▸ **Challenge**:
Scan the data below. Pull out each line where "styles" occurs.

## BEGIN Information shown

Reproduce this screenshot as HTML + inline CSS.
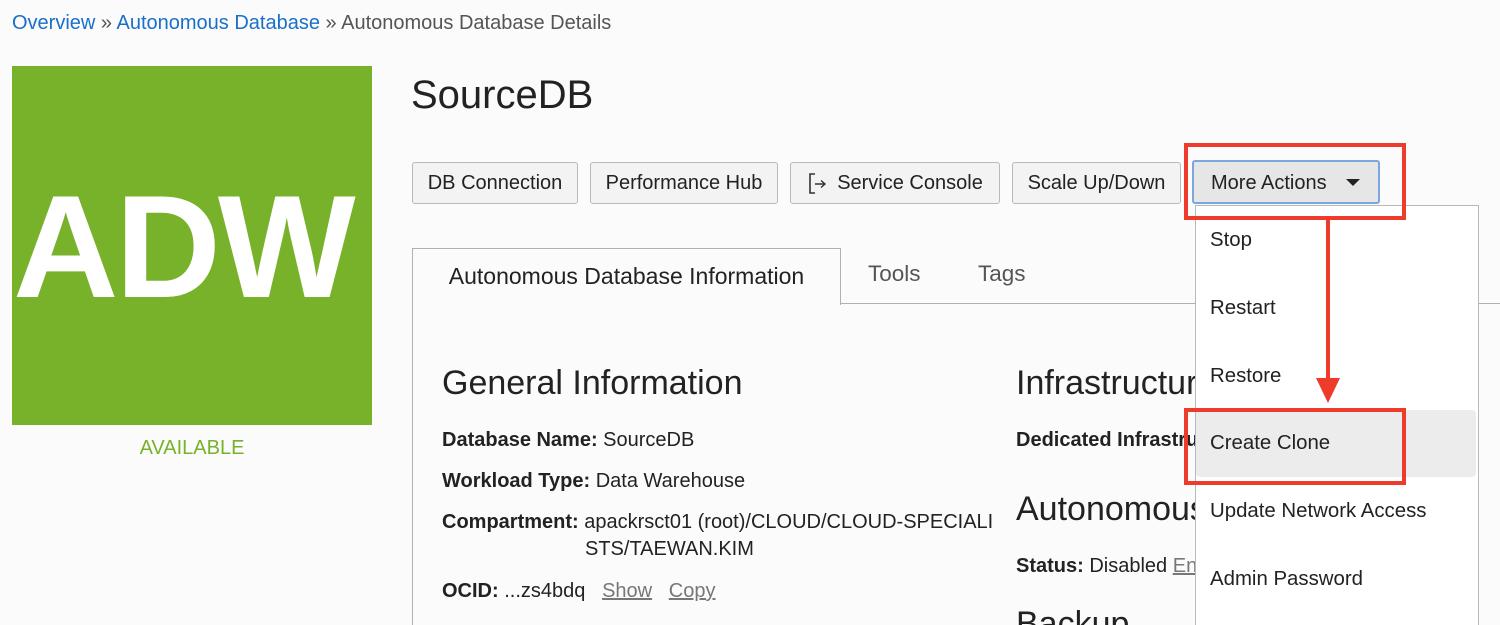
<!DOCTYPE html>
<html><head><style>
html,body{margin:0;width:1500px;height:625px;overflow:hidden}
body{background:#fbfbfb;font-family:"Liberation Sans",Arial,sans-serif;color:#222;position:relative}
.a{position:absolute;white-space:nowrap}
.bc{top:12px;left:12px;font-size:20px;color:#555}
.bc a{color:#1a6fc9;text-decoration:none}
.logo{left:12px;top:66px;width:360px;height:359px;background:#78b22a;overflow:hidden}
.logo span{position:absolute;left:1px;top:108px;font-size:146px;font-weight:bold;color:#fff;letter-spacing:-3px;line-height:146px}
.btn{top:162px;height:40px;border:1px solid #b9b9b9;border-radius:3px;background:#f3f3f3;font-size:20px;line-height:40px;text-align:center;box-sizing:content-box}
.tab{top:248px;left:412px;width:427px;height:56px;border:1px solid #b0b0b0;border-bottom:none;background:#fbfbfb;font-size:23px;line-height:54px;text-align:center;color:#222}
.lbl{font-size:20px;color:#222}
h2{margin:0;font-weight:normal;font-size:34px}
.dd{left:1195px;top:205px;width:282px;height:430px;background:#fff;border:1px solid #b9b9b9}
.it{left:1210px;font-size:20.4px;color:#222}
.red{border:4px solid #ee3b2b;box-sizing:border-box}
u{color:#777;text-decoration:underline}
</style></head><body>
<div class="a bc"><a>Overview</a> » <a>Autonomous Database</a> » Autonomous Database Details</div>
<div class="a logo"><span>ADW</span></div>
<div class="a" style="left:12px;width:360px;top:437px;text-align:center;font-size:20px;color:#78b22a">AVAILABLE</div>
<div class="a" style="left:411px;top:73px;font-size:40px">SourceDB</div>

<div class="a btn" style="left:412px;width:164px">DB Connection</div>
<div class="a btn" style="left:590px;width:186px">Performance Hub</div>
<div class="a btn" style="left:790px;width:208px"><svg width="22" height="24" viewBox="0 0 22 24" style="vertical-align:-6px;margin-right:8px"><path d="M8 3H3v19h5" fill="none" stroke="#333" stroke-width="1.6"/><path d="M8 13h10M14 9.5l4 3.5-4 3.5" fill="none" stroke="#333" stroke-width="1.4"/></svg>Service Console</div>
<div class="a btn" style="left:1012px;width:167px">Scale Up/Down</div>
<div class="a btn" style="left:1192px;background:#e6e6e6;border:2px solid #7ba7de;top:160px;text-align:left;padding-left:17px;box-sizing:border-box;width:188px;height:44px;line-height:42px">More Actions <span style="display:inline-block;margin-left:14px;border-left:7px solid transparent;border-right:7px solid transparent;border-top:7px solid #222;vertical-align:3px"></span></div>

<div class="a" style="left:840px;top:303px;width:660px;border-top:1px solid #b0b0b0"></div>
<div class="a" style="left:412px;top:303px;height:330px;border-left:1px solid #b0b0b0"></div>
<div class="a tab">Autonomous Database Information</div>
<div class="a" style="left:868px;top:261px;font-size:22.5px;color:#555">Tools</div>
<div class="a" style="left:978px;top:261px;font-size:22.5px;color:#555">Tags</div>

<div class="a" style="left:442px;top:364px"><h2>General Information</h2></div>
<div class="a lbl" style="left:442px;top:429px"><b>Database Name:</b> SourceDB</div>
<div class="a lbl" style="left:442px;top:470px"><b>Workload Type:</b> Data Warehouse</div>
<div class="a lbl" style="left:442px;top:511px"><b>Compartment:</b> apackrsct01 (root)/CLOUD/CLOUD-SPECIALI</div>
<div class="a lbl" style="left:585px;top:538px">STS/TAEWAN.KIM</div>
<div class="a lbl" style="left:442px;top:580px"><b>OCID:</b> ...zs4bdq &nbsp;&nbsp;<u>Show</u> &nbsp;&nbsp;<u>Copy</u></div>

<div class="a" style="left:1016px;top:364px"><h2>Infrastructure</h2></div>
<div class="a lbl" style="left:1016px;top:429px"><b>Dedicated Infrastructure</b></div>
<div class="a" style="left:1016px;top:490px"><h2>Autonomous</h2></div>
<div class="a lbl" style="left:1016px;top:555px"><b>Status:</b> Disabled <u>Enable</u></div>
<div class="a" style="left:1016px;top:605px"><h2>Backup</h2></div>

<div class="a dd"></div>
<div class="a" style="left:1196px;top:410px;width:280px;height:67px;background:#ececec;border-radius:4px"></div>
<div class="a it" style="top:229px">Stop</div>
<div class="a it" style="top:297px">Restart</div>
<div class="a it" style="top:365px">Restore</div>
<div class="a it" style="top:432px">Create Clone</div>
<div class="a it" style="top:500px">Update Network Access</div>
<div class="a it" style="top:568px">Admin Password</div>

<div class="a red" style="left:1184px;top:143px;width:222px;height:77px"></div>
<div class="a red" style="left:1184px;top:408px;width:222px;height:77px"></div>
<div class="a" style="left:1326px;top:219px;width:4px;height:160px;background:#ee3b2b"></div>
<div class="a" style="left:1316px;top:378px;border-left:12px solid transparent;border-right:12px solid transparent;border-top:25px solid #ee3b2b"></div>
</body></html>
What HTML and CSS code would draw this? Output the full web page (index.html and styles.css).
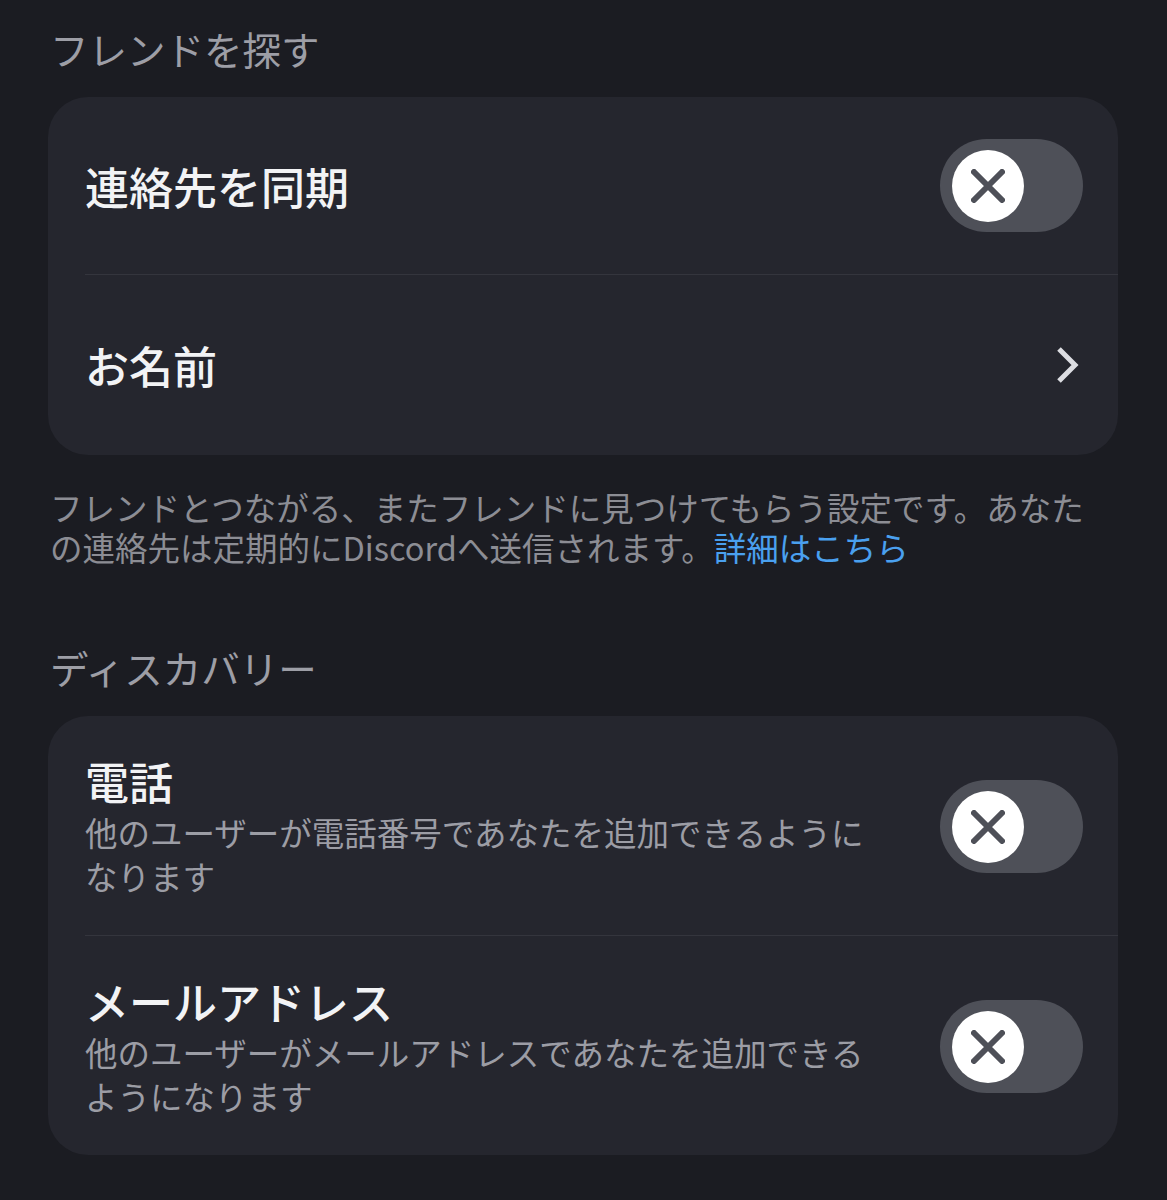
FILE: index.html
```html
<!DOCTYPE html>
<html lang="ja">
<head>
    <meta charset="UTF-8">
    <meta name="viewport" content="width=device-width, initial-scale=1.0">
    <title>フレンドを探す</title>
    <link rel="stylesheet" href="styles.css">
</head>
<body>
    <div class="page">
        <h2 class="section-title">フレンドを探す</h2>
        <div class="card">
            <div class="row row-single">
                <div class="row-text">
                    <div class="row-title">連絡先を同期</div>
                </div>
                <div class="toggle">
                    <div class="knob">
                        <svg width="34" height="34" viewBox="0 0 34 34"><path d="M3 3 L31 31 M31 3 L3 31" stroke="#4e5058" stroke-width="6" stroke-linecap="round"/></svg>
                    </div>
                </div>
            </div>
            <div class="row row-single">
                <div class="row-text">
                    <div class="row-title">お名前</div>
                </div>
                <svg class="chevron" width="26" height="38" viewBox="0 0 26 38"><path d="M4 3 L20 19 L4 35" fill="none" stroke="#dcdde2" stroke-width="5"/></svg>
            </div>
        </div>
        <p class="footnote">フレンドとつながる、またフレンドに見つけてもらう設定です。あなたの連絡先は定期的にDiscordへ送信されます。<a href="#" class="link">詳細はこちら</a></p>

        <h2 class="section-title">ディスカバリー</h2>
        <div class="card">
            <div class="row">
                <div class="row-text">
                    <div class="row-title">電話</div>
                    <div class="row-sub">他のユーザーが電話番号であなたを追加できるようになります</div>
                </div>
                <div class="toggle">
                    <div class="knob">
                        <svg width="34" height="34" viewBox="0 0 34 34"><path d="M3 3 L31 31 M31 3 L3 31" stroke="#4e5058" stroke-width="6" stroke-linecap="round"/></svg>
                    </div>
                </div>
            </div>
            <div class="row">
                <div class="row-text">
                    <div class="row-title">メールアドレス</div>
                    <div class="row-sub">他のユーザーがメールアドレスであなたを追加できるようになります</div>
                </div>
                <div class="toggle">
                    <div class="knob">
                        <svg width="34" height="34" viewBox="0 0 34 34"><path d="M3 3 L31 31 M31 3 L3 31" stroke="#4e5058" stroke-width="6" stroke-linecap="round"/></svg>
                    </div>
                </div>
            </div>
        </div>
    </div>
</body>
</html>
```

FILE: styles.css
```css
body {
    margin: 0;
    background-color: #1b1c22;
    font-family: "Noto Sans CJK JP", "Noto Sans", sans-serif;
    color: #f2f3f5;
}
.page {
    padding: 24px 49px 40px 48px;
}
.section-title {
    margin: 0 0 25px 2px;
    font-size: 38.5px;
    font-weight: 400;
    line-height: 48px;
    color: #9d9ea6;
}
.card {
    background-color: #25262e;
    border-radius: 40px;
    overflow: hidden;
}
.row {
    display: flex;
    align-items: center;
    gap: 60px;
    padding: 39px 35px 37px 0;
    border-bottom: 1px solid #34353d;
    margin-left: 37px;
}
.row:last-child {
    border-bottom: none;
}
.row-single {
    height: 177px;
    padding-top: 0;
    padding-bottom: 0;
}
.row-single:last-child {
    height: 180px;
}
.row-text {
    flex: 1;
    min-width: 0;
}
.row-title {
    font-size: 44px;
    font-weight: 500;
    line-height: 52px;
    color: #f2f3f5;
}
.row-sub {
    margin-top: 3px;
    font-size: 32.5px;
    line-height: 44px;
    color: #9c9da5;
}
.toggle {
    flex-shrink: 0;
    width: 143px;
    height: 93px;
    border-radius: 47px;
    background-color: #4e5058;
    display: flex;
    align-items: center;
    padding-left: 12px;
    box-sizing: border-box;
}
.knob {
    width: 72px;
    height: 72px;
    border-radius: 50%;
    background-color: #ffffff;
    display: flex;
    align-items: center;
    justify-content: center;
}
.chevron {
    margin-right: 2px;
}
.footnote {
    max-width: 1050px;
    margin: 32px 0 76px 2px;
    font-size: 32.5px;
    line-height: 40px;
    color: #8c8d94;
}
.link {
    color: #4aa0ef;
    text-decoration: none;
}
```
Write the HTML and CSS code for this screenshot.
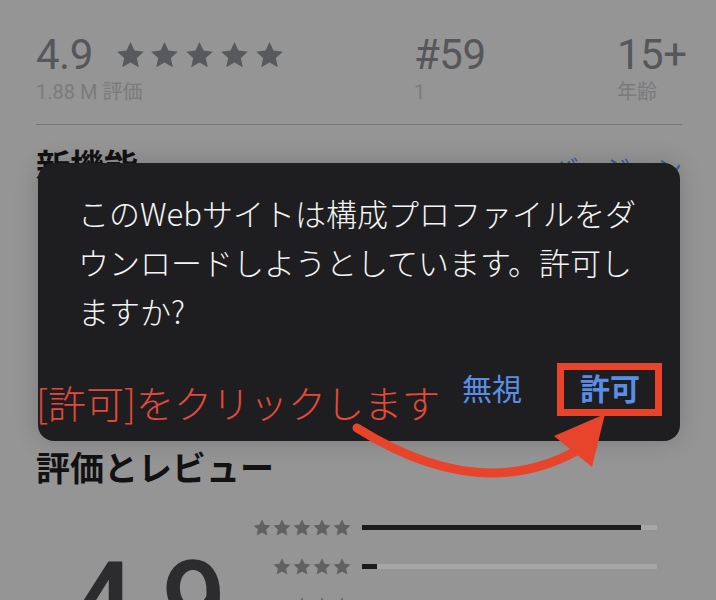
FILE: index.html
```html
<!DOCTYPE html>
<html lang="ja">
<head>
<meta charset="utf-8">
<title>App Store</title>
<link rel="stylesheet" href="styles.css">
</head>
<body>
<svg class="defs" width="0" height="0" aria-hidden="true">
  <defs>
    <symbol id="star" viewBox="0 0 24 24">
      <path d="M12 1.6l3.05 6.6 7.2.82-5.35 4.9 1.48 7.1L12 17.4l-6.38 3.62 1.48-7.1-5.35-4.9 7.2-.82z"/>
    </symbol>
  </defs>
</svg>

<main class="page">
  <section class="stats">
    <div class="stat">
      <div class="stat-main">
        <span class="stat-num">4.9</span>
        <span class="stars-lg">
          <svg><use href="#star"/></svg><svg><use href="#star"/></svg><svg><use href="#star"/></svg><svg><use href="#star"/></svg><svg><use href="#star"/></svg>
        </span>
      </div>
      <div class="stat-sub">1.88 M 評価</div>
    </div>
    <div class="stat">
      <div class="stat-main"><span class="stat-num">#59</span></div>
      <div class="stat-sub">1</div>
    </div>
    <div class="stat">
      <div class="stat-main"><span class="stat-num">15+</span></div>
      <div class="stat-sub">年齢</div>
    </div>
  </section>
  <hr class="divider">

  <section class="whatsnew">
    <div class="section-head">
      <h2 class="section-title">新機能</h2>
      <a class="section-link">バージョン</a>
    </div>
  </section>

  <section class="reviews">
    <h2 class="section-title">評価とレビュー</h2>
    <div class="ratings">
      <div class="big-score">4.9</div>
      <div class="rows">
        <div class="row">
          <span class="row-stars"><svg><use href="#star"/></svg><svg><use href="#star"/></svg><svg><use href="#star"/></svg><svg><use href="#star"/></svg><svg><use href="#star"/></svg></span>
          <span class="bar"><span class="fill" style="width:94.6%"></span></span>
        </div>
        <div class="row">
          <span class="row-stars"><svg><use href="#star"/></svg><svg><use href="#star"/></svg><svg><use href="#star"/></svg><svg><use href="#star"/></svg></span>
          <span class="bar"><span class="fill" style="width:5%"></span></span>
        </div>
        <div class="row">
          <span class="row-stars"><svg><use href="#star"/></svg><svg><use href="#star"/></svg><svg><use href="#star"/></svg></span>
          <span class="bar"><span class="fill" style="width:1.5%"></span></span>
        </div>
      </div>
    </div>
  </section>
</main>

<div class="alert">
  <p class="alert-msg">このWebサイトは構成プロファイルをダウンロードしようとしています。許可しますか?</p>
  <div class="alert-actions">
    <span class="alert-btn">無視</span>
    <span class="alert-btn alert-btn-primary">許可</span>
  </div>
</div>

<div class="callout-box"></div>
<div class="callout-text">[許可]をクリックします</div>
<svg class="callout-arrow" width="716" height="600" viewBox="0 0 716 600" aria-hidden="true">
  <path d="M357 428 Q480 505 578 450" />
  <polygon points="605,414 554,436 592,467" />
</svg>
</body>
</html>
```

FILE: styles.css
```css
html, body {
  margin: 0;
  padding: 0;
}

body {
  width: 716px;
  height: 600px;
  overflow: hidden;
  background: #959595;
  font-family: "Roboto", "Noto Sans CJK JP", sans-serif;
  position: relative;
}

.defs {
  position: absolute;
  width: 0;
  height: 0;
}

.page {
  padding: 0 34px 0 36px;
}

/* stats row */
.stats {
  display: grid;
  grid-template-columns: 378px 203px 1fr;
  padding-top: 34px;
}

.stat-main {
  display: flex;
  align-items: center;
  height: 42px;
}

.stat-num {
  font-size: 42px;
  line-height: 42px;
  color: #56575a;
  font-weight: 400;
  letter-spacing: -0.5px;
}

.stars-lg {
  display: flex;
  gap: 3.7px;
  margin-left: 22px;
  margin-top: 0;
}

.stars-lg svg {
  width: 31px;
  height: 31px;
  fill: #58595c;
}

.stat-sub {
  margin-top: 4px;
  font-size: 20px;
  line-height: 24px;
  color: #7b7b7d;
}

.divider {
  margin: 20px 0 0;
  border: 0;
  height: 1px;
  background: #767676;
}

/* sections */
.whatsnew {
  height: 322px;
  box-sizing: border-box;
  padding-top: 20px;
}

.section-head {
  display: flex;
  justify-content: space-between;
  align-items: baseline;
}

.section-title {
  margin: 0;
  font-family: "Noto Sans CJK JP", sans-serif;
  font-size: 34px;
  line-height: 40px;
  font-weight: 700;
  color: #121212;
}

.section-link {
  font-family: "Noto Sans CJK JP", sans-serif;
  font-size: 26px;
  color: #3d5f9e;
}

.ratings {
  display: flex;
  margin-top: 21px;
}

.big-score {
  width: 216px;
  box-sizing: border-box;
  padding-left: 34px;
  margin-top: 38px;
  font-size: 115px;
  line-height: 115px;
  font-weight: 500;
  letter-spacing: -3px;
  color: #2c2c2e;
}

.rows {
  display: flex;
  flex-direction: column;
}

.row {
  display: flex;
  align-items: center;
  height: 39px;
}

.row-stars {
  width: 100px;
  display: flex;
  justify-content: flex-end;
  gap: 0;
}

.row-stars svg {
  width: 20px;
  height: 20px;
  fill: #616163;
}

.bar {
  margin-left: 10px;
  width: 295px;
  height: 5px;
  background: #a7a7a7;
  border-radius: 1px;
  display: flex;
}

.fill {
  height: 100%;
  background: #1c1c1e;
}

/* alert overlay */
.alert {
  position: absolute;
  left: 38px;
  top: 163px;
  width: 642px;
  height: 278px;
  box-sizing: border-box;
  padding: 25px 40px 0 40px;
  background: #1e1e20;
  border-radius: 16px;
  box-shadow: 0 0 24px rgba(0, 0, 0, 0.18);
}

.alert-msg {
  margin: 0;
  font-family: "Noto Sans CJK JP", sans-serif;
  font-weight: 300;
  font-size: 31px;
  line-height: 49px;
  color: #f4f4f4;
}

.alert-actions {
  display: flex;
  justify-content: flex-end;
  gap: 58px;
  margin-top: 32px;
}

.alert-btn {
  font-family: "Noto Sans CJK JP", sans-serif;
  font-size: 30px;
  line-height: 40px;
  color: #5a8ee6;
}

.alert-btn-primary {
  font-weight: 700;
}

/* annotation */
.callout-box {
  position: absolute;
  left: 557px;
  top: 363px;
  width: 105px;
  height: 53px;
  box-sizing: border-box;
  border: 7px solid #e8442b;
}

.callout-text {
  position: absolute;
  left: 36px;
  top: 383px;
  font-family: "Noto Sans CJK JP", sans-serif;
  font-weight: 300;
  font-size: 38px;
  line-height: 38px;
  color: #e4493a;
  white-space: nowrap;
}

.callout-arrow {
  position: absolute;
  left: 0;
  top: 0;
  pointer-events: none;
}

.callout-arrow path {
  fill: none;
  stroke: #e8442b;
  stroke-width: 9;
  stroke-linecap: round;
}

.callout-arrow polygon {
  fill: #e8442b;
}
```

## END Information shown

▸ **The reply**:
What HTML and CSS code would draw this? Output the full web page (index.html and styles.css).
    <link rel="stylesheet" href="styles.css">
FILE: styles.css
<link rel="stylesheet" href="styles.css">
FILE: styles.css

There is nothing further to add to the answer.